If only . . . I had more room. They were simply brilliant this week. Here are a few titles that didn't make it: The Big Seep, The Return of the Naive, 984, The Portrait of a Lad, Oliver Twit and Oldfinger. £20 each to the three longer entries, a tenner to the final two. The Tesco vouchers go to R A Collinssplatt.
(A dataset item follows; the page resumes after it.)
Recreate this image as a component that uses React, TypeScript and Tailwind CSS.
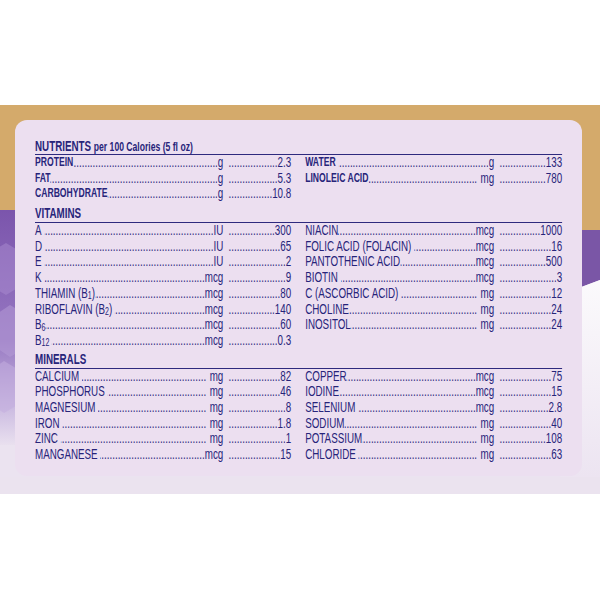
import React from "react";

const DOTS = ".".repeat(120);

type R = { n: React.ReactNode; u: string; v: string; np?: boolean; up?: boolean };

function Sub({ c }: { c: string }) {
  return <span className="relative top-[1.5px] text-[10px]">{c}</span>;
}

function Row({ r, bold, unitW }: { r: R; bold?: boolean; unitW: string }) {
  return (
    <div className="flex h-[15.7px] leading-[15.7px] whitespace-nowrap">
      <div className={`flex min-w-0 ${unitW}`}>
        <span className={`shrink-0 ${bold ? "font-bold text-[12.3px]" : ""} ${r.np ? "pr-[4px]" : ""}`}>{r.n}</span>
        <span className="flex min-w-0 flex-1 justify-end overflow-hidden">
          <span className="shrink-0">{DOTS}</span>
        </span>
        <span className={`shrink-0 ${r.up ? "pl-[5px]" : ""}`}>{r.u}</span>
      </div>
      <div className="flex min-w-0 flex-1 pl-[7px]">
        <span className="flex min-w-0 flex-1 justify-end overflow-hidden">
          <span className="shrink-0">{DOTS}</span>
        </span>
        <span className="shrink-0">{r.v}</span>
      </div>
    </div>
  );
}

function Cols({ left, right, bold }: { left: R[]; right: R[]; bold?: boolean }) {
  return (
    <div className="grid grid-cols-[366px_367px] gap-x-[20px]">
      <div className="flex flex-col">
        {left.map((r, i) => (
          <Row key={i} r={r} bold={bold} unitW="w-[269px]" />
        ))}
      </div>
      <div className="flex flex-col">
        {right.map((r, i) => (
          <Row key={i} r={r} bold={bold} unitW="w-[270px]" />
        ))}
      </div>
    </div>
  );
}

const nutL: R[] = [
  { n: "PROTEIN", u: "g", v: "2.3" },
  { n: "FAT", u: "g", v: "5.3" },
  { n: "CARBOHYDRATE", u: "g", v: "10.8" },
];
const nutR: R[] = [
  { n: "WATER", u: "g", v: "133", np: true },
  { n: "LINOLEIC ACID", u: "mg", v: "780", up: true },
];

const vitL: R[] = [
  { n: "A", u: "IU", v: "300", np: true },
  { n: "D", u: "IU", v: "65", np: true },
  { n: "E", u: "IU", v: "2", np: true },
  { n: "K", u: "mcg", v: "9", np: true },
  { n: <>THIAMIN (B<Sub c="1" />)</>, u: "mcg", v: "80" },
  { n: <>RIBOFLAVIN (B<Sub c="2" />)</>, u: "mcg", v: "140", np: true },
  { n: <>B<Sub c="6" /></>, u: "mcg", v: "60" },
  { n: <>B<Sub c="12" /></>, u: "mcg", v: "0.3", np: true },
];
const vitR: R[] = [
  { n: "NIACIN", u: "mcg", v: "1000" },
  { n: "FOLIC ACID (FOLACIN)", u: "mcg", v: "16", np: true },
  { n: "PANTOTHENIC ACID", u: "mcg", v: "500" },
  { n: "BIOTIN", u: "mcg", v: "3", np: true },
  { n: "C (ASCORBIC ACID)", u: "mg", v: "12", np: true, up: true },
  { n: "CHOLINE", u: "mg", v: "24", up: true },
  { n: "INOSITOL", u: "mg", v: "24", up: true },
];

const minL: R[] = [
  { n: "CALCIUM", u: "mg", v: "82", np: true, up: true },
  { n: "PHOSPHORUS", u: "mg", v: "46", np: true, up: true },
  { n: "MAGNESIUM", u: "mg", v: "8", np: true, up: true },
  { n: "IRON", u: "mg", v: "1.8", np: true, up: true },
  { n: "ZINC", u: "mg", v: "1", np: true, up: true },
  { n: "MANGANESE", u: "mcg", v: "15", np: true },
];
const minR: R[] = [
  { n: "COPPER", u: "mcg", v: "75" },
  { n: "IODINE", u: "mcg", v: "15" },
  { n: "SELENIUM", u: "mcg", v: "2.8", np: true },
  { n: "SODIUM", u: "mg", v: "40", up: true },
  { n: "POTASSIUM", u: "mg", v: "108", up: true },
  { n: "CHLORIDE", u: "mg", v: "63", np: true, up: true },
];

function Background() {
  return (
    <svg className="absolute inset-0 h-full w-full" viewBox="0 0 600 389" preserveAspectRatio="none">
      <defs>
        <linearGradient id="lp" x1="0" y1="0" x2="0" y2="1">
          <stop offset="0" stopColor="#7b55ac" />
          <stop offset="0.55" stopColor="#9677c2" />
          <stop offset="0.85" stopColor="#cdbde2" />
          <stop offset="1" stopColor="#e9e0ef" />
        </linearGradient>
        <linearGradient id="rw" x1="0" y1="0" x2="0" y2="1">
          <stop offset="0" stopColor="#fbfafc" />
          <stop offset="1" stopColor="#ebe2f0" />
        </linearGradient>
      </defs>
      <rect x="0" y="0" width="600" height="389" fill="#ebe3f0" />
      <polygon points="0,0 600,0 600,126 0,106" fill="#d4aa6b" />
      <polygon points="0,105 60,105 60,340 0,340" fill="url(#lp)" />
      <polygon points="-14,150 6,138 26,150 26,178 6,190 -14,178" fill="#a98ccf" opacity="0.5" />
      <polygon points="-8,212 10,200 30,212 30,240 10,252 -8,240" fill="#b49ad6" opacity="0.55" />
      <polygon points="-14,268 4,256 24,268 24,296 4,308 -14,296" fill="#c2addf" opacity="0.55" />
      <polygon points="560,125 600,125 600,175 560,190" fill="#7a56a6" />
      <polygon points="560,190 600,175 600,389 560,389" fill="url(#rw)" />
      <rect x="0" y="372" width="600" height="17" fill="#ebe3ef" />
    </svg>
  );
}

export default function App() {
  return (
    <div
      className="h-[600px] w-[600px] overflow-hidden bg-white text-[14px] text-[#27247a]"
      style={{ fontFamily: '"Liberation Sans", Arial, sans-serif' }}
    >
      <div className="h-[105px]" />
      <div className="relative h-[389px] px-[15px] pt-[15px]">
        <Background />
        <div className="relative h-[356px] w-[567px] rounded-[12px] bg-[#ecdff0] pl-[20px] pt-[18px]">
          <div className="w-[753px] origin-left [transform:scaleX(0.7)]">
            <div className="h-[17px] border-b-[1.5px] border-[#2e2a7e] font-bold leading-[16px] whitespace-nowrap">
              <span className="text-[14px]">NUTRIENTS</span>{" "}
              <span className="text-[12.3px]">per 100 Calories (5 fl oz)</span>
            </div>
            <Cols left={nutL} right={nutR} bold />
            <div className="mt-[2px] h-[19px] border-b-[1.5px] border-[#2e2a7e] text-[14px] font-bold leading-[18px]">
              VITAMINS
            </div>
            <Cols left={vitL} right={vitR} />
            <div className="mt-[1px] h-[19px] border-b-[1.5px] border-[#2e2a7e] text-[14px] font-bold leading-[18px]">
              MINERALS
            </div>
            <Cols left={minL} right={minR} />
          </div>
        </div>
      </div>
    </div>
  );
}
Jacob's Rom Virginia Woolf

"So of course," typed Betty Flanders, leaning over her laptop, "there was nothing for it but to leave." Her eyes fixed, and tears slowly filled them. Absent-mindedly, she pressed a button, and a CD-Rom ejected. The wind flicked it and bowled it across the sand. Jacob, her younger son, howled. "My disk, my disk," he cried. He dashed away, swerving beyond a rock. Suddenly, he was lost. He was about to roar when he saw a whole skull -perhaps a cow's skull, a skull with the teeth in it. Sobbing, but absent-mindedly, he picked it up. "There he is!" cried Mrs Flanders, coming round the rock and covering the whole space of the beach in a few seconds. "Put it down, Jacob! Drop it this moment! Something horrid, I know. I'll buy you another disk."

Stuart N Clarke

The Name of the Roe Umberto Eco

It was in a manuscript of 1687 by William of Ilfracombe that I first caught a hint of the localised but fierce schism that entwined religion and gastronomy. In discussing the impact on monastic orders of the so-called Manchego Heresy (c.1408-11), he records incidentally that the Abbot of Quattroformaggio (Provençal scion of a Medici-allied family) was a connoisseur who claimed he could identify the home pond ("'estany natal") of any specimen of carp roe served to him. Such a boast naturally ascended to the theological plane, requiring the intervention of a papal plenipotentiary, Maurice de Roblochon. And it was in his encrypted memoirs that I discovered the long-suppressed ecclesiastical history of roe.

Basil Ransome-Davies

Holy Bile

Thou art my bloody husband, therefore will I spew thee out of my mouth. For thou hast taken unto thyself a concubine from among the heathen. Hearken unto my prayer, O Lord, and let a sudden destruction come upon them unawares. They grin like a dog, and run about through the city. Break their teeth, O God, in their mouths, and let their children be vagabonds, and beg their bread. Nay, let them not see the sun. God heard the prayer of his handmaiden, and lo! it was accomplished. Great is the loving-kindness of God. For His mercy endureth for ever.

R A Collinssplatt

Lice in Wonderland Lewis Carroll

"Off with her head," cried the nit nurse . . .

David Silverman

The War of the Words H G Wells

As the banner unfolded before me I gave a cry of astonishment. In huge red letters, such as I had never seen before, the words "LABOUR ISN'T WORKING" appeared . . .

Katie Mallett

No 3972 Poisoned chalice

Set by Corvus Maximus

Provide enticing job descriptions for posts that are best avoided - for example, Home Secretary, England cricket captain.